_INSTRUCTION_:
Lines containing the string "page" are to be collected in full.
* * * * * * * * *
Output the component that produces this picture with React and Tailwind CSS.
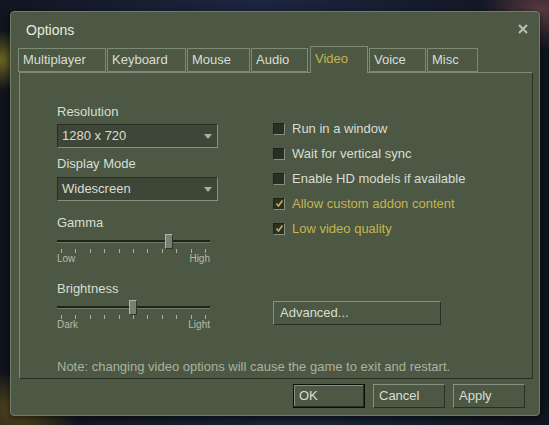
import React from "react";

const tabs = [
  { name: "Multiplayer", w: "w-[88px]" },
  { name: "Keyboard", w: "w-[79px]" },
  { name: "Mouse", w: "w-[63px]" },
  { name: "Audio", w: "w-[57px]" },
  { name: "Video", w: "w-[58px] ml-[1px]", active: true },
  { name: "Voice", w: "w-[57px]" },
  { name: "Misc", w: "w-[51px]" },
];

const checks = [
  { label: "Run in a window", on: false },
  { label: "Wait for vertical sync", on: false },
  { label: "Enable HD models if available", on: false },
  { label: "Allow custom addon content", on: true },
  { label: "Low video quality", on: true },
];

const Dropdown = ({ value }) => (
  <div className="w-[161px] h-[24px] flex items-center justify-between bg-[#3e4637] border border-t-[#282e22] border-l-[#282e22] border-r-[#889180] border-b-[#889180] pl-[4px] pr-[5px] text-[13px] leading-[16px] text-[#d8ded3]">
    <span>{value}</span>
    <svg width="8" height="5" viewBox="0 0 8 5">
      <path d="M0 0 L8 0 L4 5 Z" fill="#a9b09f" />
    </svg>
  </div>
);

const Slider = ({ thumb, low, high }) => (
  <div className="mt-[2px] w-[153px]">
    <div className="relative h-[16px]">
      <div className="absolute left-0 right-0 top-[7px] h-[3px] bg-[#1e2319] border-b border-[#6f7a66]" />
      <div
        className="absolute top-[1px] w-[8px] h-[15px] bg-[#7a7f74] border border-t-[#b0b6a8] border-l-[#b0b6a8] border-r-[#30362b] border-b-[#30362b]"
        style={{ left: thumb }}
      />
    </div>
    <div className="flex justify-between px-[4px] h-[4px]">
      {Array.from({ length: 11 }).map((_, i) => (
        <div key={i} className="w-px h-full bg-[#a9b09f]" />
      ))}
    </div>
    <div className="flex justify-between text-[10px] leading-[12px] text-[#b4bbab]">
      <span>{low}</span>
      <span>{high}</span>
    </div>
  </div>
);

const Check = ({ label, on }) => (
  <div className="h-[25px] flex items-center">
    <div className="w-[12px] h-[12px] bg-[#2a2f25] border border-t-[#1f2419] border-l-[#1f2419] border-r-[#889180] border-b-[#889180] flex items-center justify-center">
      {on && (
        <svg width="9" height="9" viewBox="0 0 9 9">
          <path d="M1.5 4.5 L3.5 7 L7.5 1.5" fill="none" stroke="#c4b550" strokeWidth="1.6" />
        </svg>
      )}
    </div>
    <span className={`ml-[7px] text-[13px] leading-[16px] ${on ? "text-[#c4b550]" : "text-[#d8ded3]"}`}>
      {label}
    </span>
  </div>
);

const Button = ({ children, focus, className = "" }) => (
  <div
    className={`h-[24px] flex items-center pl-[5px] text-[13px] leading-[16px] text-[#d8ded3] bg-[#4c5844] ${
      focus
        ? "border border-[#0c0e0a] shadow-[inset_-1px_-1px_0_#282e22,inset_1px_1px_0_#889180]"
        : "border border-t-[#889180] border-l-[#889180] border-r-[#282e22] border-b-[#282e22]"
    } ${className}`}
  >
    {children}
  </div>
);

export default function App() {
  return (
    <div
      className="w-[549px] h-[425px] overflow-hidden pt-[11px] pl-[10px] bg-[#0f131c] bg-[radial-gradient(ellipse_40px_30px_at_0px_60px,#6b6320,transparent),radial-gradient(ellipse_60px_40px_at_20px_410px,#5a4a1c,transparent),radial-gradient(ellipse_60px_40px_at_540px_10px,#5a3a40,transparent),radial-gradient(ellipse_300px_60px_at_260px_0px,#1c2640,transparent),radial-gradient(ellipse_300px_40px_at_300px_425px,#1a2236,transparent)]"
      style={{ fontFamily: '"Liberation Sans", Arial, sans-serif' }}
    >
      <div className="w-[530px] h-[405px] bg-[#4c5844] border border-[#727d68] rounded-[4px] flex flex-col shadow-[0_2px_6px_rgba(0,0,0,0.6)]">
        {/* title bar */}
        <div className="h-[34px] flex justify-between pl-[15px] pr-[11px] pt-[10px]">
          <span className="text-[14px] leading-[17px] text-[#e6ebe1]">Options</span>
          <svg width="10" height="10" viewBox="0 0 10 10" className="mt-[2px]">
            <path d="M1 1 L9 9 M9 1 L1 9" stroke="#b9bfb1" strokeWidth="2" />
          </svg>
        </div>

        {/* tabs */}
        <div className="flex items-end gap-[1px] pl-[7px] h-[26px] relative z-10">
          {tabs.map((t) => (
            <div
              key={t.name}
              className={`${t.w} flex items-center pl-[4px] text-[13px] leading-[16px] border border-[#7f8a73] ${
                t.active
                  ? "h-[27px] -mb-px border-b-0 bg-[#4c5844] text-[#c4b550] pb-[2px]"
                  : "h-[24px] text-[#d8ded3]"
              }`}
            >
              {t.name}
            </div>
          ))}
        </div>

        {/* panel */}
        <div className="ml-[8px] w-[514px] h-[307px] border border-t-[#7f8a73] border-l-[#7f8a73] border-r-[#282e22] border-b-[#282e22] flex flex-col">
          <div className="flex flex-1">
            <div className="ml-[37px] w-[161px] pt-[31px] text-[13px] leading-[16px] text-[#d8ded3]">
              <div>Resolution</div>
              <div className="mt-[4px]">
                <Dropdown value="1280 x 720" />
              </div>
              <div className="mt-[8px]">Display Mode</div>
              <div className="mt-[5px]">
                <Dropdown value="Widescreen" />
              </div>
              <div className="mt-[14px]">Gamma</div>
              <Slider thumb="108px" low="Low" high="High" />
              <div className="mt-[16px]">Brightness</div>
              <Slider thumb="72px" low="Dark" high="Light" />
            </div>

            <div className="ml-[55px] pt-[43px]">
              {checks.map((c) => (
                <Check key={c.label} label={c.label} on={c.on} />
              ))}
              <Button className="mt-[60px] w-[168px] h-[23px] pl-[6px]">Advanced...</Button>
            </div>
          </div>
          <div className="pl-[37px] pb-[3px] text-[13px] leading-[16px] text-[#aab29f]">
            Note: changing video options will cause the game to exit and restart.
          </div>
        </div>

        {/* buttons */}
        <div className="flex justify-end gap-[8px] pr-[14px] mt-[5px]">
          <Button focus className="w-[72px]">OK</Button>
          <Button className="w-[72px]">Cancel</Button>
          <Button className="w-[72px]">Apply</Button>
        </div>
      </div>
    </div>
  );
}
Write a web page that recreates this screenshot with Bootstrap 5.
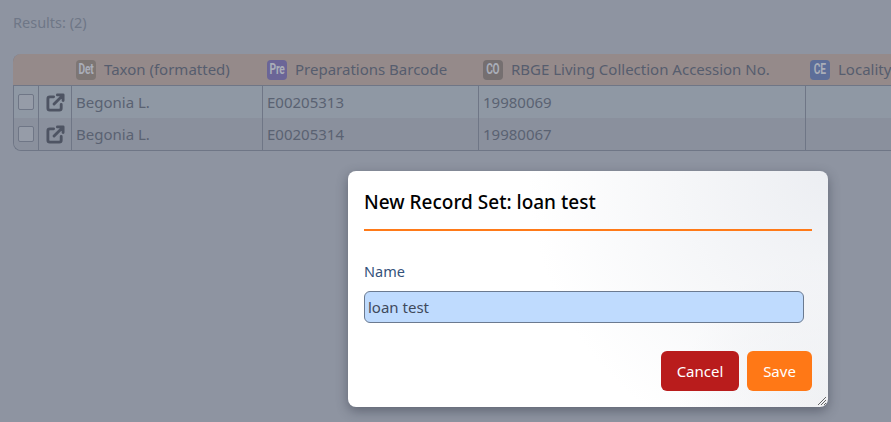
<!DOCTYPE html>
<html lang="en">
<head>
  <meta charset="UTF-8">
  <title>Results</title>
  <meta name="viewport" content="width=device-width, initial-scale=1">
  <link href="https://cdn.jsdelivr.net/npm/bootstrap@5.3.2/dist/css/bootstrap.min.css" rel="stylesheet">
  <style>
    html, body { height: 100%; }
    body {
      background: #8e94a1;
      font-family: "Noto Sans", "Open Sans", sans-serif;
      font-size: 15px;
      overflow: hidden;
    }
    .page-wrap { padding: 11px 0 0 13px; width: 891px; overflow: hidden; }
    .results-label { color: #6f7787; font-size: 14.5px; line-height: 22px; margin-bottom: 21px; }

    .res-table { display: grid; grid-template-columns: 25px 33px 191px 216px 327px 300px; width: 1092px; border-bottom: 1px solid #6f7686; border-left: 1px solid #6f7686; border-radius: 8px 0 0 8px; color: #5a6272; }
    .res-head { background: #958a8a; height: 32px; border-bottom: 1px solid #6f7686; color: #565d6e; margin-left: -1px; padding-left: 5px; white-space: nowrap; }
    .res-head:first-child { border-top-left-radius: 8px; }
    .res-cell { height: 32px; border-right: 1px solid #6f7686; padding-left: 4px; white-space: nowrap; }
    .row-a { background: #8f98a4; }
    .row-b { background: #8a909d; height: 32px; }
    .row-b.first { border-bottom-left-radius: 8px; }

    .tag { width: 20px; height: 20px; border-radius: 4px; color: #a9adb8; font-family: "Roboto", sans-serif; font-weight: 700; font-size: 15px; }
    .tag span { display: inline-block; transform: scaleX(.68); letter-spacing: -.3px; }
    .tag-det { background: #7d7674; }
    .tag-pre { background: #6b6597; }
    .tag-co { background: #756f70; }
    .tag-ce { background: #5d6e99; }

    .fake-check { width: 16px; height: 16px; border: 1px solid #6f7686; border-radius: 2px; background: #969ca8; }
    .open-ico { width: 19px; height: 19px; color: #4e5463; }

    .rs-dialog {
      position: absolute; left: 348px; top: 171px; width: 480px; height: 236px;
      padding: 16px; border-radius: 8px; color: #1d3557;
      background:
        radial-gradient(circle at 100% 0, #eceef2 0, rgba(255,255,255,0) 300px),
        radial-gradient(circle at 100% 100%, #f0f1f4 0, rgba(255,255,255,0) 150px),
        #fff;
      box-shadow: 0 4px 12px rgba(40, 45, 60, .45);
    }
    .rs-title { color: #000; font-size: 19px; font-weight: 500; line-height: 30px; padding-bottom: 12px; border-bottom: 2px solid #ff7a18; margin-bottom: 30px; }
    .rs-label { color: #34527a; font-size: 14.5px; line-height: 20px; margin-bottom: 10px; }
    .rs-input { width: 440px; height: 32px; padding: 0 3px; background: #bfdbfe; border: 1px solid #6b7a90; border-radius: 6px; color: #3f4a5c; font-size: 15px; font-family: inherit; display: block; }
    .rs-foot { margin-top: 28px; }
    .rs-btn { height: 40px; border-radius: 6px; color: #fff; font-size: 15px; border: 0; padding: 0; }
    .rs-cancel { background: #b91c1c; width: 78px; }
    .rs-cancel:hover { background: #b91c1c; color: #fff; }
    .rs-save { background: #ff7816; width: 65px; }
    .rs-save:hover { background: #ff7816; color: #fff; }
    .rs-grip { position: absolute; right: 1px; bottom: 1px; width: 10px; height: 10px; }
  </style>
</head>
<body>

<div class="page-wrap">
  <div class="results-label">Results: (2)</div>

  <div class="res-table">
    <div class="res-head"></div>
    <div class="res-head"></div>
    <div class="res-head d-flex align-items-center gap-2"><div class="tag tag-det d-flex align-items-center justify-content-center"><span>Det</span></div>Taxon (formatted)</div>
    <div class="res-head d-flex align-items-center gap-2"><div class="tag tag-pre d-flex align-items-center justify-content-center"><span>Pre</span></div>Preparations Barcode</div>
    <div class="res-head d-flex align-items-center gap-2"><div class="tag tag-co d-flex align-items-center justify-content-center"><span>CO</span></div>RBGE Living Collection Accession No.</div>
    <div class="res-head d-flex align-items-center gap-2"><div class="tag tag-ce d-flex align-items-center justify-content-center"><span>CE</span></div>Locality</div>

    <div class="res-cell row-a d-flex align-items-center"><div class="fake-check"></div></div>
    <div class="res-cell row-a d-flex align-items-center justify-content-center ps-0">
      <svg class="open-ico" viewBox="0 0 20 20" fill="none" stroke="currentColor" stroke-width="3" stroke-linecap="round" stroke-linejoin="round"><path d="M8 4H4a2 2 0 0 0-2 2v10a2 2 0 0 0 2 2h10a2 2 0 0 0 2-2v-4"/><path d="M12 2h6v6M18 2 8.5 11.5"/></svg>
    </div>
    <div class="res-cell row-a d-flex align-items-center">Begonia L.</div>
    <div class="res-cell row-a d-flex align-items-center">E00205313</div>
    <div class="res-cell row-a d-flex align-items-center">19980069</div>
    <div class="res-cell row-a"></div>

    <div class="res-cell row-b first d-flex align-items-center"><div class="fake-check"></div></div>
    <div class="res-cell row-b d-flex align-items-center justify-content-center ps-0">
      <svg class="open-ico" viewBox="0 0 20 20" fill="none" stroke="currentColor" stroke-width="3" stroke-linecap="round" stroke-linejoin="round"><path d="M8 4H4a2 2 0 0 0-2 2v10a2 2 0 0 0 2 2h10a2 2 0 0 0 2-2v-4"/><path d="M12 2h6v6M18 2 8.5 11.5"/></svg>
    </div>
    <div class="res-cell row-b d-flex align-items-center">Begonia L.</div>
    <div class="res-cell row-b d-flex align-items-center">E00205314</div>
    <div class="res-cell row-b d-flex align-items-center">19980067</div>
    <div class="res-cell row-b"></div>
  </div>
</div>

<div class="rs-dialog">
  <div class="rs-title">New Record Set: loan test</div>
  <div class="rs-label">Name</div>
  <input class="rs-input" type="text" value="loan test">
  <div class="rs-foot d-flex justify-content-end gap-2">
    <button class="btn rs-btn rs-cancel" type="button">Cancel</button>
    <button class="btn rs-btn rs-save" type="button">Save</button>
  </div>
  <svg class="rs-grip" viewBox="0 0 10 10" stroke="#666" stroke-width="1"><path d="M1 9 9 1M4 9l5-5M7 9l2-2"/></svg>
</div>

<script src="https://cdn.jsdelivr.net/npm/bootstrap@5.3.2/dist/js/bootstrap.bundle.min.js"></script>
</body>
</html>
* * * * * * * * *
_RESPONSE TO THIS TASK_:
Write a web page that recreates this screenshot with Bootstrap 5.
    .page-wrap { padding: 11px 0 0 13px; width: 891px; overflow: hidden; }
<div class="page-wrap">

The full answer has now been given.